Conspiracy theories abound in knee-jerk whys, and whether they are correct or not I, not unnaturally, cannot say. I am no insectologist, or whatever someone who studies insects is called (is it important?), but I understand that it was once propounded that grasshoppers hear through their legs. To test the theory, scientists took a grasshopper and twanged a tuning fork, placing the fork close to the grasshopper, which thereupon dutifully bounded away from the noise. The scientists then removed the grasshopper's legs (like as not under local anaesthetic) and repeated the experiment and, this time, when the tuning fork was twanged, the grasshopper did not bound away, thus proving that grasshoppers hear through their legs. Which, however you view the disability of having no legs, is exactly how grasshoppers do hear.

Yesterday, I was reading something that presented to me the name (Level 1) "Gorgias", a Greek philosopher. He was (level 2) pre-Socratic. He was what? "Pre-Socratic". Odd thing is, he probably didn't know he was pre-Socratic. Or pre-Christian, or pre-me for that matter.

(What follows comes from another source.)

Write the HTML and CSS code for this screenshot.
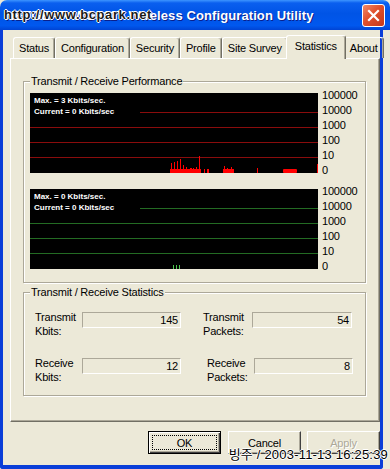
FILE: index.html
```html
<!doctype html>
<html lang="en">
  <head>
    <meta charset="UTF-8" />
    <title>Wireless Configuration Utility</title>
    <link rel="stylesheet" href="styles.css">
  </head>
  <body>
    <div class="window">
      <!-- Title bar -->
      <div class="titlebar">
        <span class="title">NETGEAR WG511T Wireless Configuration Utility</span>
        <span class="close">
          <svg width="21" height="21" viewBox="0 0 21 21">
            <path d="M6 6 L15 15 M15 6 L6 15" stroke="#fff" stroke-width="2.2" stroke-linecap="square" />
          </svg>
        </span>
        <span class="stamp-top">http://www.bcpark.net</span>
      </div>

      <div class="frame">
        <!-- Tabs -->
        <div class="tabs">
          <div class="tab">Status</div>
          <div class="tab">Configuration</div>
          <div class="tab">Security</div>
          <div class="tab">Profile</div>
          <div class="tab">Site Survey</div>
          <div class="tab active">Statistics</div>
          <div class="tab">About</div>
        </div>

        <div class="panel">
          <fieldset class="group perf">
            <legend>Transmit / Receive Performance</legend>

            <div class="chart">
              <div class="plot">
                <svg width="288" height="80">
                  <g stroke="#8a0c0c" stroke-width="1">
                    <line x1="110" y1="19.5" x2="288" y2="19.5" />
                    <line x1="0" y1="34.5" x2="288" y2="34.5" />
                    <line x1="0" y1="49.5" x2="288" y2="49.5" />
                    <line x1="0" y1="64.5" x2="288" y2="64.5" />
                  </g>
                  <g fill="#ff0000">
                    <rect x="140" y="76" width="31" height="4" />
                    <rect x="141" y="70" width="1" height="10" />
                    <rect x="144" y="69" width="1" height="11" />
                    <rect x="147" y="68" width="1" height="12" />
                    <rect x="150" y="66" width="1" height="14" />
                    <rect x="153" y="72" width="1" height="8" />
                    <rect x="156" y="74" width="1" height="6" />
                    <rect x="160" y="75" width="2" height="5" />
                    <rect x="163" y="75" width="1" height="5" />
                    <rect x="166" y="74" width="1" height="6" />
                    <rect x="169" y="63" width="1" height="17" />
                    <rect x="174" y="76" width="1" height="4" />
                    <rect x="177" y="76" width="2" height="4" />
                    <rect x="193" y="76" width="11" height="4" />
                    <rect x="194" y="73" width="1" height="7" />
                    <rect x="197" y="75" width="1" height="5" />
                    <rect x="201" y="74" width="1" height="6" />
                    <rect x="227" y="75" width="1" height="5" />
                    <rect x="253" y="76" width="14" height="4" rx="1" />
                    <rect x="287" y="71" width="1" height="9" />
                  </g>
                </svg>
                <div class="readout">Max. = 3 Kbits/sec.<br />Current = 0 Kbits/sec</div>
              </div>
              <ul class="scale">
                <li>100000</li>
                <li>10000</li>
                <li>1000</li>
                <li>100</li>
                <li>10</li>
                <li>0</li>
              </ul>
            </div>

            <div class="chart">
              <div class="plot">
                <svg width="288" height="80">
                  <g stroke="#236b23" stroke-width="1">
                    <line x1="110" y1="19.5" x2="288" y2="19.5" />
                    <line x1="0" y1="34.5" x2="288" y2="34.5" />
                    <line x1="0" y1="49.5" x2="288" y2="49.5" />
                    <line x1="0" y1="64.5" x2="288" y2="64.5" />
                  </g>
                  <g fill="#4cc44c">
                    <rect x="143" y="76" width="1" height="4" />
                    <rect x="146" y="76" width="1" height="4" />
                    <rect x="149" y="76" width="1" height="4" />
                  </g>
                </svg>
                <div class="readout">Max. = 0 Kbits/sec.<br />Current = 0 Kbits/sec</div>
              </div>
              <ul class="scale">
                <li>100000</li>
                <li>10000</li>
                <li>1000</li>
                <li>100</li>
                <li>10</li>
                <li>0</li>
              </ul>
            </div>
          </fieldset>

          <fieldset class="group stats">
            <legend>Transmit / Receive Statistics</legend>
            <div class="stats-grid">
              <div class="label">Transmit<br />Kbits:</div>
              <div class="field">145</div>
              <div class="label right">Transmit<br />Packets:</div>
              <div class="field">54</div>

              <div class="label">Receive<br />Kbits:</div>
              <div class="field">12</div>
              <div class="label right indent">Receive<br />Packets:</div>
              <div class="field shifted">8</div>
            </div>
          </fieldset>
        </div>

        <div class="buttons">
          <button class="btn default">OK</button>
          <button class="btn">Cancel</button>
          <button class="btn" disabled>Apply</button>
        </div>
      </div>

      <span class="stamp-bottom">빙주 / 2003-11-13 16:25:39</span>
    </div>
  </body>
</html>
```

FILE: styles.css
```css
/* Page */
body {
  margin: 0;
  background: #ece9d8;
  font-family: "Liberation Sans", Arial, sans-serif;
  font-size: 11px;
  letter-spacing: -0.2px;
  color: #000;
}

.window {
  width: 390px;
  height: 469px;
  display: flex;
  flex-direction: column;
  position: relative;
}

/* Title bar */
.titlebar {
  height: 30px;
  flex: none;
  display: flex;
  align-items: center;
  padding: 0 5px;
  border-radius: 7px 7px 0 0;
  background: linear-gradient(
    #3d95ff 0,
    #0a5fef 3px,
    #0054e6 45%,
    #0058ee 85%,
    #0044d4 100%
  );
  position: relative;
}

.title {
  flex: 1;
  color: #fff;
  font-weight: bold;
  font-size: 13px;
  letter-spacing: 0.1px;
  white-space: nowrap;
  overflow: hidden;
  text-shadow: 1px 1px #0a1f8c;
}

.close {
  width: 21px;
  height: 21px;
  border: 1px solid #fff;
  border-radius: 3px;
  background: linear-gradient(135deg, #f08a6a, #e0502c 45%, #c4381a);
  display: flex;
}

.stamp-top {
  position: absolute;
  left: 4px;
  top: 7px;
  font-weight: bold;
  font-size: 13px;
  letter-spacing: 0.6px;
  color: #1a1a1a;
  text-shadow: 1px 0 #fff, -1px 0 #fff, 0 1px #fff, 0 -1px #fff;
}

/* Window body */
.frame {
  flex: 1;
  margin-right: 7px;
  border: 3px solid #0a3ed8;
  border-top: 0;
  border-bottom-width: 4px;
  border-radius: 0 0 3px 3px;
  background: #ece9d8;
  display: flex;
  flex-direction: column;
}

/* Tabs */
.tabs {
  display: flex;
  align-items: flex-end;
  padding: 5px 0 0 10px;
}

.tab {
  padding: 2px 5px;
  line-height: 16px;
  white-space: nowrap;
  border: 1px solid #fff;
  border-bottom: 0;
  border-right-color: #716f64;
  border-radius: 3px 3px 0 0;
  box-shadow: inset -1px 0 #aca899;
}

.tab.active {
  margin: 0 -2px -1px;
  padding: 2px 8px 5px;
  background: #ece9d8;
  position: relative;
  z-index: 1;
}

.panel {
  margin-left: 7px;
  height: 364px;
  box-sizing: border-box;
  padding: 16px 13px 0 12px;
  border: 1px solid;
  border-color: #fff #716f64 #716f64 #fff;
  box-shadow: inset -1px -1px #aca899;
}

/* Group boxes */
.group {
  margin: 0;
  padding: 5px 0 13px 6px;
  min-width: 0;
  border: 1px solid #aca899;
  box-shadow: inset 1px 1px #fff, 1px 1px #fff;
}

.group legend {
  padding: 0 1px;
  line-height: 13px;
  background: #ece9d8;
}

.group.stats {
  margin-top: 3px;
  padding: 11px 0 11px 6px;
}

/* Graphs */
.chart {
  height: 80px;
  display: flex;
  gap: 4px;
  align-items: flex-start;
}

.chart + .chart {
  margin-top: 16px;
}

.plot {
  width: 288px;
  height: 80px;
  flex: none;
  background: #000;
  position: relative;
}

.plot svg {
  display: block;
}

.readout {
  position: absolute;
  left: 4px;
  top: 2px;
  color: #fff;
  font-size: 8px;
  font-weight: bold;
  line-height: 11px;
  letter-spacing: 0;
}

.scale {
  list-style: none;
  margin: -5px 0 0;
  padding: 0;
  line-height: 15px;
}

/* Counters */
.stats-grid {
  display: grid;
  grid-template-columns: 47px 99px 71px 100px;
  row-gap: 18px;
  margin-left: 5px;
}

.label {
  line-height: 14px;
}

.label.right {
  padding-left: 22px;
}

.label.indent {
  padding-left: 26px;
}

.field {
  height: 16px;
  box-sizing: border-box;
  margin-top: 2px;
  padding-right: 2px;
  line-height: 14px;
  text-align: right;
  border: 1px solid;
  border-color: #aca899 #fff #fff #aca899;
}

.field.shifted {
  margin-left: 2px;
  width: 99px;
}

/* Dialog buttons */
.buttons {
  display: flex;
  justify-content: flex-end;
  gap: 7px;
  margin-top: 9px;
}

.btn {
  width: 73px;
  height: 23px;
  padding: 0;
  font: inherit;
  letter-spacing: inherit;
  color: #000;
  background: #ece9d8;
  border: 1px solid;
  border-color: #fff #404040 #404040 #fff;
  box-shadow: inset -1px -1px #aca899;
}

.btn.default {
  border-color: #000;
  box-shadow: inset 1px 1px #fff, inset -1px -1px #404040,
    inset -2px -2px #aca899;
  outline: 1px dotted #000;
  outline-offset: -5px;
}

.btn:disabled {
  color: #aca899;
  text-shadow: 1px 1px #fff;
}

.btn:last-child {
  margin-left: -1px;
}

.stamp-bottom {
  position: absolute;
  right: 2px;
  top: 444px;
  font-family: "Liberation Sans", "Noto Sans CJK KR", sans-serif;
  font-size: 13px;
  letter-spacing: 0.2px;
  color: #000;
  text-shadow: 1px 0 #fff, -1px 0 #fff, 0 1px #fff, 0 -1px #fff;
}
```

Was Henry VIII pre-Victorian? Or Julius Caesar both pre- and post-Rubicon? His (Gorgias's) On Non-Existence is taken to be critical of the (level 3) Eleatic tradition. Yes, Eleatic, you know, like, isn't it obvious? They were pre-Socratic as well, but were very different from Gorgias. They had a strict metaphysical view of (level 4) monism. No, not monetarism, but monism. What does it mean? Monism? Well, it means attributing oneness to something. No, I don't know if it can be applied to a football team. It's just that in (level 5) Neoplatonism everything is derived from The One. Honest, it is. Says so, right here.

Clicking links in Wikipedia can reveal to the reader that they know nothing. Either that, or that Wikipedia knows nothing. Because it's a plethora of whats and very few whys.